献金とは、自分はどこか神とは別の所にいて、神がちょっといいことしてくれたからそのお礼に少しお金をあげましょう、ということではない。子どもが手伝いをしてくれたからお小遣いをあげる、というのとは違うのだ。そういうふうな感謝のしるしではなくて、これから神と共に生きる、自分はすべて神のものである、自分自身を神のもとへ持っていく、そんなしるし、それが献金なのだろうと思う。
いつも共に
そういう心からのささげものによって幕屋を作りなさいといわれる。
その幕屋は移動可能な物。イスラエルの民が移動する場所へそのまま移動できるというもの。どこへ行っても一緒にいるということだ。神は、わたしは彼らの中に住むであろう、という。幕屋の中に住むというわけではないが、彼らの中に住むという。イスラエルの民といつもどこにいても共にいる、そのための幕屋だというのだ。そしてイスラエルの民が神といつも共にいるための幕屋でもある。
私たちの教会堂を作っている。もちろん神がその教会堂の中に住むわけではない。しかしそこで私たちは神を礼拝し、神と共に生きるのだ。
私たちのささげた献金で教会堂はできている。そして私たちのささげる賜物によって教会ができる。神と共に、そして隣人と共に生きよう、という心のこもったささげものをすることで教会ができる。そうやって自分の賜物をささげることで初めて教会となるのだろうと思う。

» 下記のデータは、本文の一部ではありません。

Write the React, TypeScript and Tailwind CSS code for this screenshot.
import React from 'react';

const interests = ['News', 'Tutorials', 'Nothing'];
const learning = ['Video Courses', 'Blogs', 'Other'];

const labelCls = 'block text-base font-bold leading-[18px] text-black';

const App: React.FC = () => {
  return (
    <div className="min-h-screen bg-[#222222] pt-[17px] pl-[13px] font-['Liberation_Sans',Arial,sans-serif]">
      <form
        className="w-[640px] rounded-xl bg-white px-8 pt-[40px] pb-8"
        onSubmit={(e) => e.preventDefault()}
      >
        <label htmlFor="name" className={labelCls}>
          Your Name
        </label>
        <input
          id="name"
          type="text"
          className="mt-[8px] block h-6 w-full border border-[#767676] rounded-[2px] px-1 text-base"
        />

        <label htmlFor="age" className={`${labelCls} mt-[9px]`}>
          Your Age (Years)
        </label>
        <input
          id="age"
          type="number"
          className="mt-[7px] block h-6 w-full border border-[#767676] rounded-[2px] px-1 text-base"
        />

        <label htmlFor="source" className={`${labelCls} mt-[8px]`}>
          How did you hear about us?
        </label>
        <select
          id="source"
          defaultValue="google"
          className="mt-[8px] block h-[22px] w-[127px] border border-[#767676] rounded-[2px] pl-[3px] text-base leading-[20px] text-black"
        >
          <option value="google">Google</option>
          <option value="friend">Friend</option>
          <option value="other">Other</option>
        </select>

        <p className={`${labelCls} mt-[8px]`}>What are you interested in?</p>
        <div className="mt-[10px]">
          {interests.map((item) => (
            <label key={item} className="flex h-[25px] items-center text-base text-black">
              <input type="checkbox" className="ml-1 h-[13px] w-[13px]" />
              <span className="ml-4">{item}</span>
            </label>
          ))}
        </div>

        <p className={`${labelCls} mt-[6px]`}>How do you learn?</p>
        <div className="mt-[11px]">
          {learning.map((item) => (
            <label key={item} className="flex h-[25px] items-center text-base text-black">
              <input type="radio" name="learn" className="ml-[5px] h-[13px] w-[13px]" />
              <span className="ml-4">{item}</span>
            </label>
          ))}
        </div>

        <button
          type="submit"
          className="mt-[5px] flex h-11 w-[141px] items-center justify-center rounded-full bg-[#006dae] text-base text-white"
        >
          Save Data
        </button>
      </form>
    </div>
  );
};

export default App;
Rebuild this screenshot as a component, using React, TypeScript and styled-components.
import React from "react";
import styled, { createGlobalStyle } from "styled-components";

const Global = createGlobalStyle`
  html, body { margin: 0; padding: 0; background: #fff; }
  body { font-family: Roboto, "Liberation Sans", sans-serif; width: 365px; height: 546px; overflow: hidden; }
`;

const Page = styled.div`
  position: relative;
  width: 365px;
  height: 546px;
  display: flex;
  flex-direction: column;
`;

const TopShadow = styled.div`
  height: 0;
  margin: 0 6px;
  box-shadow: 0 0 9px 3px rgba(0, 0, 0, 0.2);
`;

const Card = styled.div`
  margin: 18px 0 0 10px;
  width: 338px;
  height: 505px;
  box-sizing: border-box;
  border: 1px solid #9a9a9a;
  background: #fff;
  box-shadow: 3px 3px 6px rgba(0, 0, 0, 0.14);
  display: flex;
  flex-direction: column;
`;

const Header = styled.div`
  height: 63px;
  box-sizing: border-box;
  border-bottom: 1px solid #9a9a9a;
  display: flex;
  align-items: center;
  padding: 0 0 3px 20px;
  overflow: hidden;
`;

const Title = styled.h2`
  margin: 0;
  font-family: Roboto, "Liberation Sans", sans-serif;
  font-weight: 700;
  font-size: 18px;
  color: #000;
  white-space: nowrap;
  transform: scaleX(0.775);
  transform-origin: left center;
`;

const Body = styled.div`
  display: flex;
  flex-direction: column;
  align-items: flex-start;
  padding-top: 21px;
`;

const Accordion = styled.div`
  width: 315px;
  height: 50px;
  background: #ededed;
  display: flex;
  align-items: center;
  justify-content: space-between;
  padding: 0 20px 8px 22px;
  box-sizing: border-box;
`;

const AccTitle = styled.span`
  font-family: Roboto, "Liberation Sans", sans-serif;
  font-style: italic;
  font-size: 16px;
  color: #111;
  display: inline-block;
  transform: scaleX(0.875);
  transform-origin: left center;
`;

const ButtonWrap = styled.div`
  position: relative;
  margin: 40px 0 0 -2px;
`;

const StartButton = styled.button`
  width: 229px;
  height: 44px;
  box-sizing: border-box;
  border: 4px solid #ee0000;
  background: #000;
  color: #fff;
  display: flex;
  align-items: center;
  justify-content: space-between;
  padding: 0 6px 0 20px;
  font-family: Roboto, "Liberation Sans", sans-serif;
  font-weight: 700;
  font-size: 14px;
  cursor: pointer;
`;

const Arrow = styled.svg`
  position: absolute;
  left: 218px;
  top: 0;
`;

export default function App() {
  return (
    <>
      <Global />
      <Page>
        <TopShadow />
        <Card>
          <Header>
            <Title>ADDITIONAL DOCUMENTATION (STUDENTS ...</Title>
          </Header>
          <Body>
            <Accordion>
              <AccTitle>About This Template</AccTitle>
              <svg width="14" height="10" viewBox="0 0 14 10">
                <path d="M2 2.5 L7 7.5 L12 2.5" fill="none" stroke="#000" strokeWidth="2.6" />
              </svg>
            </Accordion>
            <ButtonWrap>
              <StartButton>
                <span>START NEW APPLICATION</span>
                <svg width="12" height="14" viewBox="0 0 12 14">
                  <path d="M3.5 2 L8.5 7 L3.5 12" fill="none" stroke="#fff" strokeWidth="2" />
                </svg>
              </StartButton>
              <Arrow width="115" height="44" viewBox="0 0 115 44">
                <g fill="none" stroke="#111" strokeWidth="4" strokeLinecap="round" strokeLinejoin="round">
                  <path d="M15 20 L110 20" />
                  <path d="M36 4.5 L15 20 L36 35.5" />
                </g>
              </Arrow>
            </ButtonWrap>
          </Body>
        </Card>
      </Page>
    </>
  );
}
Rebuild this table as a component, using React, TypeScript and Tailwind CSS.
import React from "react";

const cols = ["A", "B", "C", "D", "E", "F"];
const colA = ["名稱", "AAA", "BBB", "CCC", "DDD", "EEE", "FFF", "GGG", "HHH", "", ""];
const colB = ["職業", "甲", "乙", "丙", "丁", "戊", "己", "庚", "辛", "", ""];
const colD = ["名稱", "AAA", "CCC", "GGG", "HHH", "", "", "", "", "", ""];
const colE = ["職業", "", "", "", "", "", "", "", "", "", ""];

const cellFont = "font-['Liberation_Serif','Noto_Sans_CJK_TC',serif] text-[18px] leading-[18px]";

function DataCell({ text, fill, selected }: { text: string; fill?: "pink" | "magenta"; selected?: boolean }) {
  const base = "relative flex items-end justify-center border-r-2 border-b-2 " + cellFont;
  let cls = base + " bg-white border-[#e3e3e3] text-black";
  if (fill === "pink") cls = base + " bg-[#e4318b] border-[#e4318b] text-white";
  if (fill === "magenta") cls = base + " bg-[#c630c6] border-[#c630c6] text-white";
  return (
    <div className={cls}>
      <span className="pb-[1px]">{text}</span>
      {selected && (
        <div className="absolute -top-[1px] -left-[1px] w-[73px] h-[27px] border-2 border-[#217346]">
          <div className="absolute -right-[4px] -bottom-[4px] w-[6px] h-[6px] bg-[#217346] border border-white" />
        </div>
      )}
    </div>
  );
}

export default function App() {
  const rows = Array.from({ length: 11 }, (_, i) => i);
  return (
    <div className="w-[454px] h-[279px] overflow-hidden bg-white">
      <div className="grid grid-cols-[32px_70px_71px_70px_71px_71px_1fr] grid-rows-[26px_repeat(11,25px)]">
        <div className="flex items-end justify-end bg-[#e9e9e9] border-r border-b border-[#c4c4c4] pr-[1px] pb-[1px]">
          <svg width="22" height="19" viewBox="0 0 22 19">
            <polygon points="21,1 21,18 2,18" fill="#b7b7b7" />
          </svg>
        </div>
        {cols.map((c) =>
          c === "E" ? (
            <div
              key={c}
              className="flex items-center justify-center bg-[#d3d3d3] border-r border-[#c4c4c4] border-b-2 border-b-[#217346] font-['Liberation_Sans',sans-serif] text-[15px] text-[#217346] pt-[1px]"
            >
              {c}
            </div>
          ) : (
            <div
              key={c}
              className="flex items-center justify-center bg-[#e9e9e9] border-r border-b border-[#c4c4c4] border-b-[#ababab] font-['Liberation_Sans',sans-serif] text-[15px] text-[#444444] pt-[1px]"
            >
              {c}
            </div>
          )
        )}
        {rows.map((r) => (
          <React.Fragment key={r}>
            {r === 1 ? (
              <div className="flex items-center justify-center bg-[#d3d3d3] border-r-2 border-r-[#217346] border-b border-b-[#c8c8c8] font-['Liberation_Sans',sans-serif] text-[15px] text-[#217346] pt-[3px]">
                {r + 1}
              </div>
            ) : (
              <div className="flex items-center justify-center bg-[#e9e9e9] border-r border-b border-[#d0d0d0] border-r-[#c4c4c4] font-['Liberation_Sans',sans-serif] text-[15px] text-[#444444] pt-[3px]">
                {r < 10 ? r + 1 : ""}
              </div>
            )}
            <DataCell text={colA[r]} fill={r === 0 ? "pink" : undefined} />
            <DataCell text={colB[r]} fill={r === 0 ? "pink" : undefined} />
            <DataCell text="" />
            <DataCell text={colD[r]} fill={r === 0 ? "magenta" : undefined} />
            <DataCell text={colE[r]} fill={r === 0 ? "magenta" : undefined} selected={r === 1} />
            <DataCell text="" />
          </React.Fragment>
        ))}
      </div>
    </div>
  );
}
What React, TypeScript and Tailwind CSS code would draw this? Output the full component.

わたしは彼らの中に住む、と神はいわれる。私たちの中にも住まれているはずだ。イスラエルの民がこの後順風満帆に行ったわけではない。いろんな苦難や試練があった。でもそんな中で神と出会い、神に聞いていった。幕屋はまさにその場所であった。私たちも神と出会い、神に聞く、そんな教会堂を、そして教会を作っていこう。